Akiva Goldsman turned Jean-Luc Picard into an android for no reason
By Chad Porto
Akiva Goldsman turned Jean-Luc Picard into a robot for no good reason.
At the end of the first season of Picard, we saw the titular Jean-Luc Picard die, and his conciseness downloaded into an android body, that the show refers to as a “synthetic”. He’s a robot, make no mistake about it. If that bothers you, congratulations, now you know how most of the fans felt.
Had this been done for some other reason than some metaphysical malarky on resurrection; it would have been fine. Well, finer than it was. Recast the role, make Picard more of a combat threat, make him immortal, something, anything. Instead, they make him a robot that will die of natural causes eventually.
That’s it, that’s the whole thing. A robot who will die. Cool idea.
During a press junket for Picard’s second season, series producer Akiva Goldsman was asked about turning Picard into a robot, and he flat out says that there’s nothing of note about his robotic status in season two.
"Did you always have in the back of your mind when you were mapping out this second season that Picard is an android? It’s interesting, even in the sort of the turning of him to synthetic at the end of season one, we were pretty clear about saying there’s nothing enhanced here. That fundamentally you are who you were; it’s just that you won’t die of this particular genetic misfortune that you carry with you. And we really do play it that way. There are no super-secret neato-cool things that happen to Picard, or that Picard is capable of doing, that are in any way really tied to his new body. We did it to sort of make a resurrection arc, but… we’re not pressing forward with the idea of the hybridization of Picard and synthetic."
What was the point of giving Jean-Luc Picard a robot body if there’s nothing to it?
The point of him getting a new body was that he needed something to save him from a fatal brain disease. So instead of finding a cure, because it’s the 24th century and Tribbles can save anyone apparently, the answer isn’t medicine but “ROBOT BODY”.

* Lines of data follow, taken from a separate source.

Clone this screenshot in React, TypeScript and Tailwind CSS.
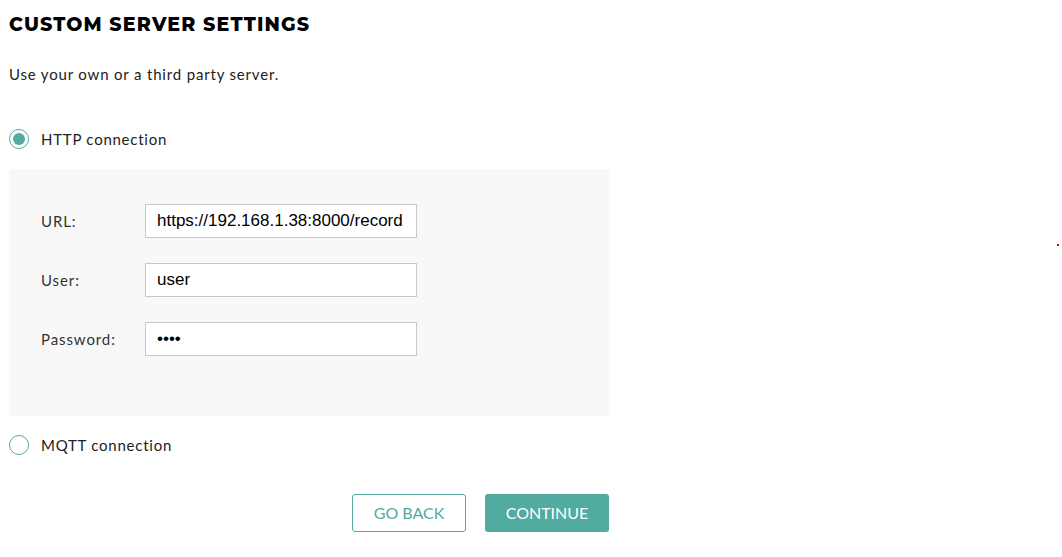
const heading = { fontFamily: "Montserrat, 'Inter', 'Noto Sans', sans-serif" } as const;
const body = { fontFamily: "Lato, 'Noto Sans', sans-serif" } as const;
const field = { fontFamily: "'Liberation Sans', Arial, sans-serif" } as const;

function Radio({ checked, label }: { checked: boolean; label: string }) {
  return (
    <label className="flex items-center gap-3 cursor-pointer">
      <span className="w-5 h-5 rounded-full border border-[#52ab9f] flex items-center justify-center bg-white">
        {checked && <span className="w-3 h-3 rounded-full bg-[#52ab9f]" />}
      </span>
      <span className="text-[15px] tracking-[0.05em] text-[#222]" style={body}>
        {label}
      </span>
    </label>
  );
}

function Field({ label, value, type = "text" }: { label: string; value: string; type?: string }) {
  return (
    <div className="flex items-center">
      <span className="w-[104px] text-[15px] tracking-[0.06em] text-[#333]" style={body}>
        {label}
      </span>
      <input
        type={type}
        defaultValue={value}
        className="w-[272px] h-[34px] border border-[#c8c8c8] bg-white px-[11px] text-[17px] text-black outline-none"
        style={field}
      />
    </div>
  );
}

export default function App() {
  return (
    <div className="relative min-h-[557px] bg-white px-[9px] pt-[13px]">
      <div className="w-[600px]">
        <h1 className="text-[19px] font-extrabold tracking-[0.06em] text-black uppercase leading-6" style={heading}>
          Custom Server Settings
        </h1>
        <p className="mt-[26px] text-[15px] tracking-[0.055em] text-[#222]" style={body}>
          Use your own or a third party server.
        </p>

        <div className="mt-[42px]">
          <Radio checked label="HTTP connection" />
        </div>

        <div className="mt-[19px] h-[247px] bg-[#f8f8f8] pl-8 pt-[35px] flex flex-col gap-[25px]">
          <Field label="URL:" value="https://192.168.1.38:8000/record" />
          <Field label="User:" value="user" />
          <Field label="Password:" value="1234" type="password" />
        </div>

        <div className="mt-[18px]">
          <Radio checked={false} label="MQTT connection" />
        </div>

        <div className="mt-[37px] flex justify-end gap-[19px]">
          <button
            className="w-[114px] h-[38px] rounded-[3px] border border-[#52ab9f] bg-white text-[#52ab9f] text-[16px] uppercase"
            style={body}
          >
            Go Back
          </button>
          <button
            className="w-[124px] h-[38px] rounded-[3px] bg-[#52ab9f] text-white text-[16px] uppercase"
            style={body}
          >
            Continue
          </button>
        </div>
      </div>
      <span className="absolute left-[1057px] top-[244px] w-[2px] h-[2px] bg-[#e8002a]" />
    </div>
  );
}
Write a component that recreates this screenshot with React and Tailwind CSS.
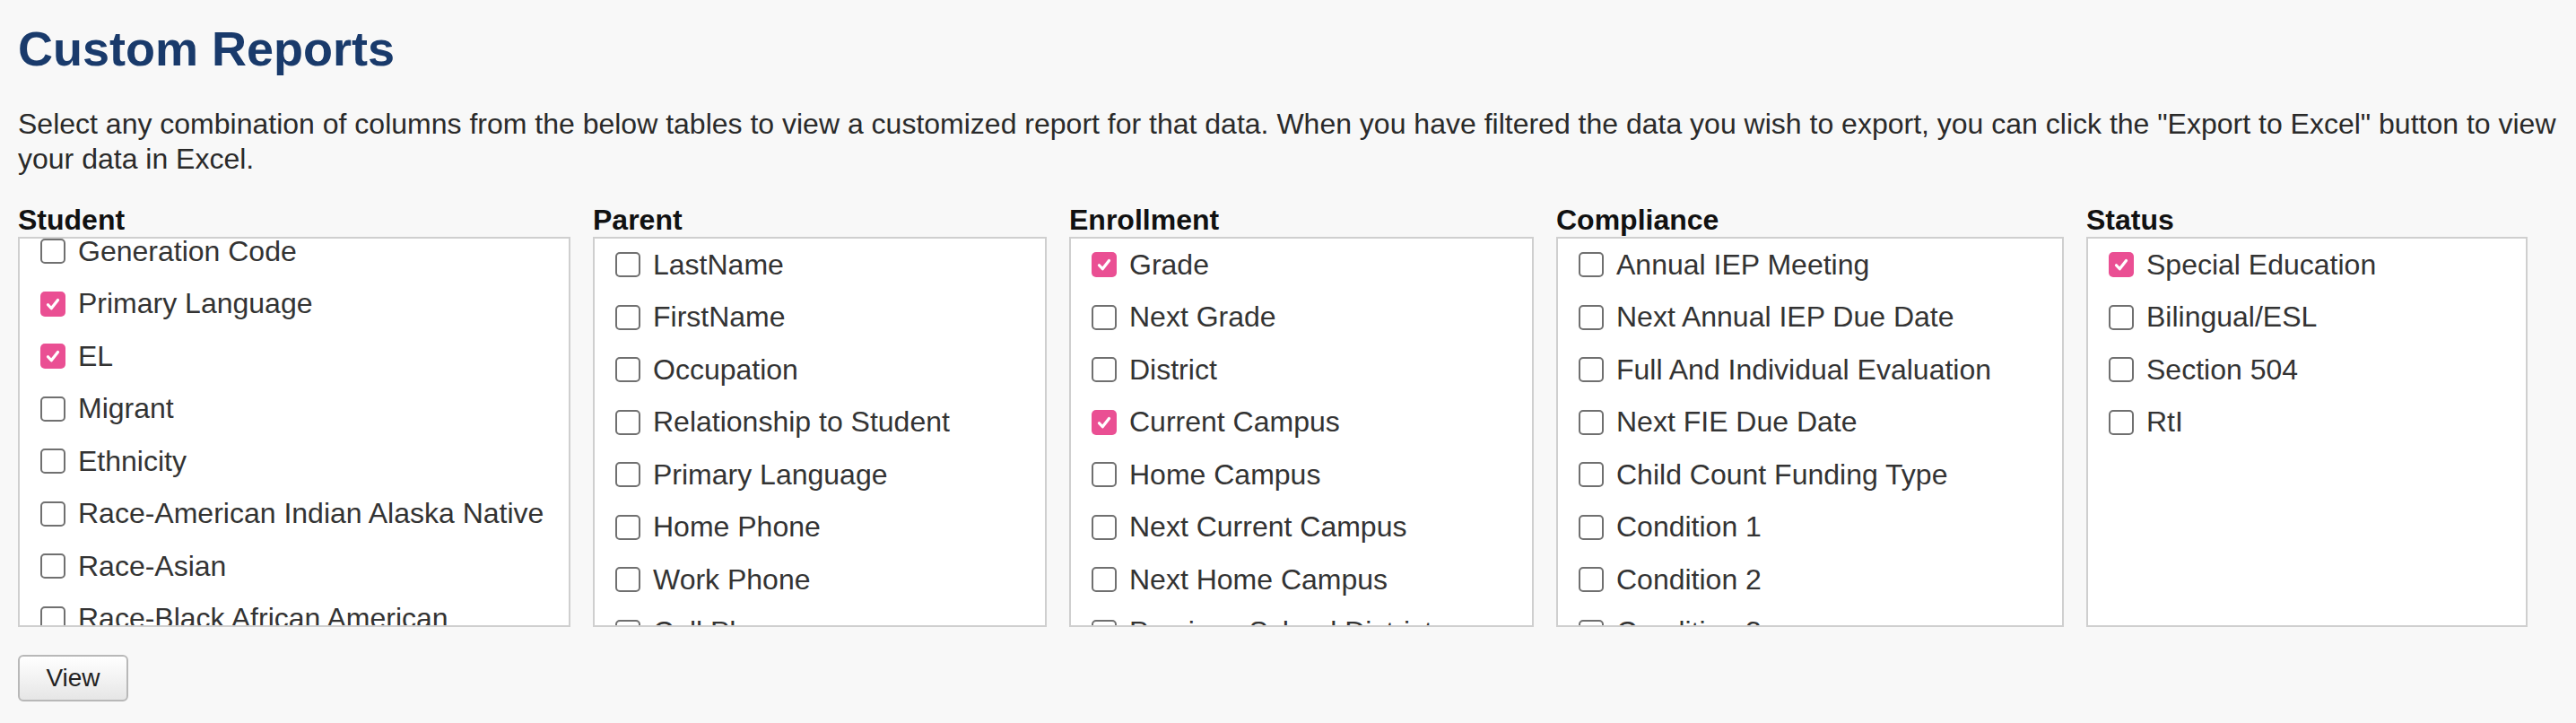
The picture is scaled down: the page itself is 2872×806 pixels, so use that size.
const columns = [
  {
    title: 'Student',
    width: 'w-[616px]',
    scrolled: true,
    items: [
      ['Generation Code', false],
      ['Primary Language', true],
      ['EL', true],
      ['Migrant', false],
      ['Ethnicity', false],
      ['Race-American Indian Alaska Native', false],
      ['Race-Asian', false],
      ['Race-Black African American', false],
      ['Race-Native Hawaiian Pacific Islander', false],
      ['Race-White', false],
    ],
  },
  {
    title: 'Parent',
    width: 'w-[506px]',
    items: [
      ['LastName', false],
      ['FirstName', false],
      ['Occupation', false],
      ['Relationship to Student', false],
      ['Primary Language', false],
      ['Home Phone', false],
      ['Work Phone', false],
      ['Cell Phone', false],
      ['Email', false],
    ],
  },
  {
    title: 'Enrollment',
    width: 'w-[518px]',
    items: [
      ['Grade', true],
      ['Next Grade', false],
      ['District', false],
      ['Current Campus', true],
      ['Home Campus', false],
      ['Next Current Campus', false],
      ['Next Home Campus', false],
      ['Previous School District', false],
      ['Entry Date', false],
    ],
  },
  {
    title: 'Compliance',
    width: 'w-[566px]',
    items: [
      ['Annual IEP Meeting', false],
      ['Next Annual IEP Due Date', false],
      ['Full And Individual Evaluation', false],
      ['Next FIE Due Date', false],
      ['Child Count Funding Type', false],
      ['Condition 1', false],
      ['Condition 2', false],
      ['Condition 3', false],
      ['Condition 4', false],
    ],
  },
  {
    title: 'Status',
    width: 'w-[492px]',
    items: [
      ['Special Education', true],
      ['Bilingual/ESL', false],
      ['Section 504', false],
      ['RtI', false],
    ],
  },
];

function Check({ checked }) {
  if (checked) {
    return (
      <span className="flex h-[28px] w-[28px] shrink-0 items-center justify-center rounded-[5px] bg-[#ea4f93]">
        <svg viewBox="0 0 16 16" className="h-[20px] w-[20px]" fill="none" stroke="white" strokeWidth="2.6" strokeLinecap="round" strokeLinejoin="round">
          <path d="M3.6 8.6l3 3.2 5.8-7.4" />
        </svg>
      </span>
    );
  }
  return <span className="h-[28px] w-[28px] shrink-0 rounded-[5px] border-2 border-[#707070] bg-white" />;
}

function Column({ col }) {
  return (
    <div className={col.width}>
      <h3 className="text-[32px] font-bold leading-[37px] text-[#111]">{col.title}</h3>
      <div className="h-[435px] overflow-hidden border-2 border-[#cfcfcf] bg-white">
        {/* student list is scrolled down a little in the original */}
        <div className={col.scrolled ? '-mt-[15px]' : ''}>
          {col.items.map(([label, checked]) => (
            <label key={label} className="flex h-[58.5px] items-center gap-[14px] whitespace-nowrap pl-[23px] text-[32px] leading-[37px] text-[#333]">
              <Check checked={checked} />
              {label}
            </label>
          ))}
        </div>
      </div>
    </div>
  );
}

export default function App() {
  return (
    <div className="min-h-screen bg-[#f8f8f8] px-[20px] pt-[24px] font-['Liberation_Sans',Arial,sans-serif]">
      <h1 className="text-[54px] font-bold leading-[60px] text-[#193a6b]">Custom Reports</h1>
      <p className="mt-[35px] w-[2850px] whitespace-nowrap text-[32px] leading-[38.5px] text-[#2a2a2a]">
        Select any combination of columns from the below tables to view a customized report for that data. When you have filtered the data you wish to export, you can click the "Export to Excel" button to view
        <br />
        your data in Excel.
      </p>

      <div className="mt-[31px] flex gap-[25px]">
        {columns.map(col => (
          <Column key={col.title} col={col} />
        ))}
      </div>

      <button className="mt-[31px] h-[52px] w-[123px] rounded-[6px] border-2 border-[#b8b8b8] bg-linear-to-b from-white to-[#e6e6e6] text-[28px] text-[#222]">
        View
      </button>
    </div>
  );
}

So Goldsman gave the show a wild idea and then just went “meh, we’re not going to use it beyond season one”. There’s no point apparently. If there is, and he’s not telling us about it, why lie? Why not just be vague and say something like “it comes up in an interesting way?”
Because he’s not lying about it, and there’s no point to his robot body beyond season one.
And people wonder why so many fans hate this show?